» **DATASET CONTENT**

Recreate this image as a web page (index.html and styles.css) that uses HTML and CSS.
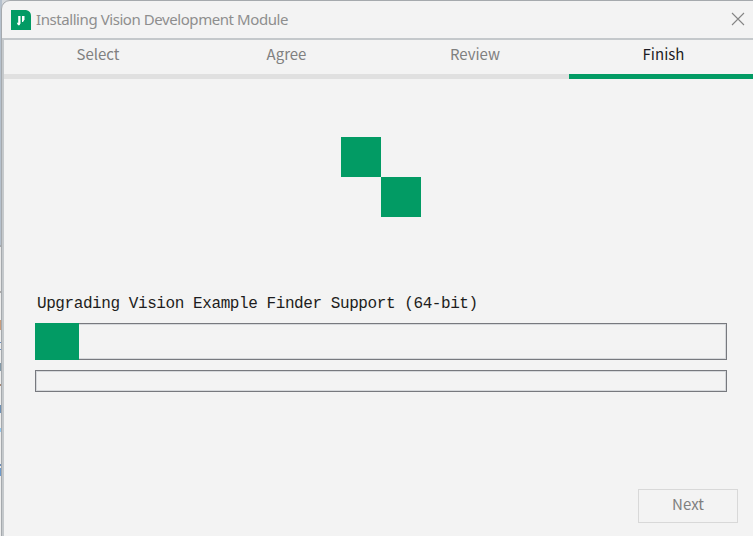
FILE: index.html
```html
<!DOCTYPE html>
<html lang="en">
<head>
<meta charset="utf-8">
<title>Installing Vision Development Module</title>
<link rel="stylesheet" href="styles.css">
</head>
<body>
<div class="desktop">
  <div class="backdrop"></div>
  <main class="window">
    <header class="titlebar">
      <svg class="logo" width="20" height="20" viewBox="0 0 20 20" aria-hidden="true">
        <path fill="#029b64" d="M0 0H15Q20 1 20 6V20H0Z"/>
        <path fill="#fff" d="M7.2 6H9.5V13.5L8.5 15.2H7L5.8 12.8H7.2Z"/>
        <path fill="#fff" d="M11 6H13.5V9.5L12 12H11Z"/>
      </svg>
      <h1 class="title">Installing Vision Development Module</h1>
      <svg class="close" width="12" height="12" viewBox="0 0 12 12" aria-hidden="true">
        <path d="M0 0L12 12M12 0L0 12" fill="none" stroke="#858585" stroke-width="1.1"/>
      </svg>
    </header>
    <section class="content">
      <nav class="steps">
        <div class="step">Select</div>
        <div class="step">Agree</div>
        <div class="step">Review</div>
        <div class="step active">Finish</div>
      </nav>
      <div class="spinner"><i></i><i></i></div>
      <p class="status">Upgrading Vision Example Finder Support (64-bit)</p>
      <div class="progress large"><div class="fill"></div></div>
      <div class="progress small"></div>
      <footer class="actions"><button class="next" disabled>Next</button></footer>
    </section>
  </main>
</div>
</body>
</html>
```

FILE: styles.css
```css
* { box-sizing: border-box; }
body { margin: 0; overflow: hidden; background: #d5d9dd; }
.desktop { position: relative; width: 753px; height: 536px; padding-left: 1px; overflow: hidden; }
.backdrop {
  position: absolute; left: 0; top: 0; width: 2px; height: 536px;
  background: linear-gradient(#b5c0cc 0 245px, #a5a9ad 245px 247px, #e8e8e8 247px 291px, #aaa 291px 293px,
    #ededed 293px 320px, #c99c7c 320px 330px, #ededed 330px 342px, #6c8fc0 342px 343px, #ededed 343px 349px,
    #6c8fc0 349px 350px, #ededed 350px 363px, #8299a8 363px 371px, #ededed 371px 384px, #a88975 384px 386px,
    #ededed 386px 405px, #6f91b4 405px 413px, #ededed 413px 428px, #96c7ed 428px 432px, #ededed 432px 464px,
    #6d8eb8 464px 466px, #ededed 466px 468px, #6f9bcb 468px 476px, #ededed 476px);
}
.window {
  position: relative; width: 763px; height: 540px;
  border: 1px solid #a5a9ad; border-radius: 9px 0 0 0;
  background: #f3f3f3; overflow: hidden;
}
.titlebar { display: flex; align-items: center; height: 37px; padding: 0 20px 0 9px; }
.logo { display: block; }
.title {
  margin: -1px auto 0 5px; color: #8e8e8e; white-space: nowrap;
  font: 400 15px/20px "Noto Sans", sans-serif; letter-spacing: -0.43px;
}
.close { position: relative; top: -1px; margin-right: -1px; overflow: visible; }
.content {
  height: 503px; border: solid #c4c8cb; border-width: 2px 0 0 2px;
  font-family: "Noto Sans CJK SC", sans-serif;
}
.steps { display: grid; grid-template-columns: 188px 189px 188px 1fr; height: 39px; }
.step {
  padding-top: 2px; text-align: center; color: #808080;
  font-size: 15px; line-height: 24px; border-bottom: 5px solid #e0e0e0;
}
.active { color: #1d1d24; border-color: #029b64; padding-right: 5px; }
.spinner { display: grid; grid-template-columns: 40px 40px; width: 80px; height: 80px; margin: 58px 0 0 337px; }
.spinner i { height: 40px; background: #029b64; }
.spinner i:last-child { grid-area: 2 / 2; }
.status {
  margin: 77px 0 9px 33px; color: #1d1d20; white-space: nowrap;
  font: 16px/20px "Liberation Mono", monospace; letter-spacing: -0.42px;
}
.progress { width: 692px; margin-left: 31px; border: 1px solid #77797e; box-shadow: inset 0 0 0 1px #d6d8db; }
.large { height: 37px; }
.small { height: 22px; margin-top: 10px; }
.fill { position: relative; width: 44px; height: 37px; margin: -1px; background: #029b64; }
.actions { display: flex; margin: 97px 0 0 634px; }
.next {
  width: 100px; height: 34px; padding: 0 0 4px; border: 1px solid #d8d8d8;
  background: transparent; color: #808080; font: 15px/20px "Noto Sans CJK SC", sans-serif;
}
```
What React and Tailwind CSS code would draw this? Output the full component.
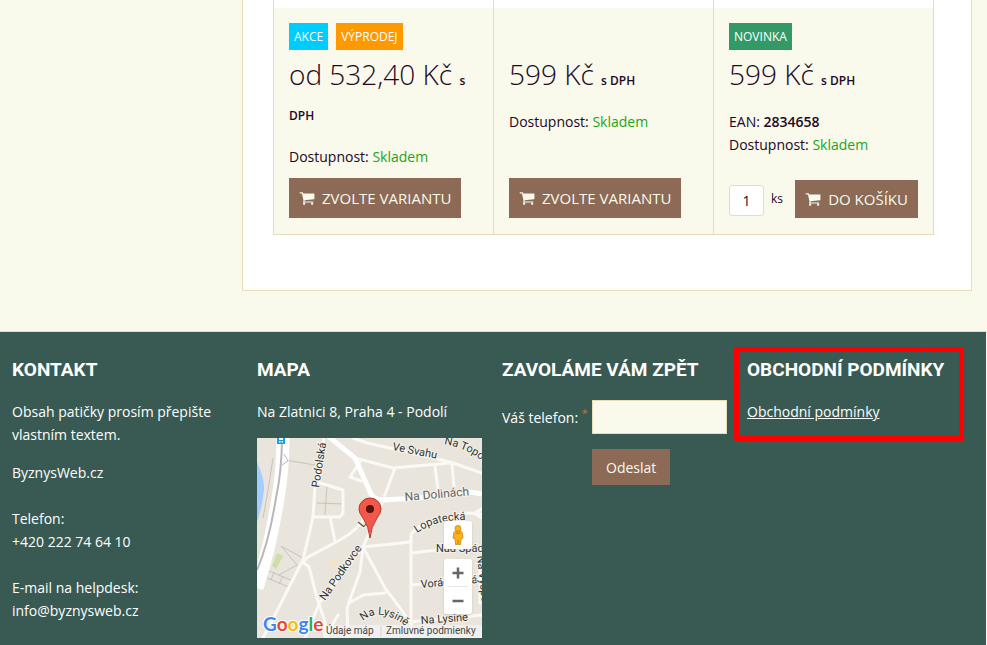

» **WORK TO BE COMPLETED**
All lines that include "index" are to be gathered and copied.

» **RESPONSE BELOW**
Recreate this image as a web page (index.html and styles.css) that uses HTML and CSS.
FILE: index.html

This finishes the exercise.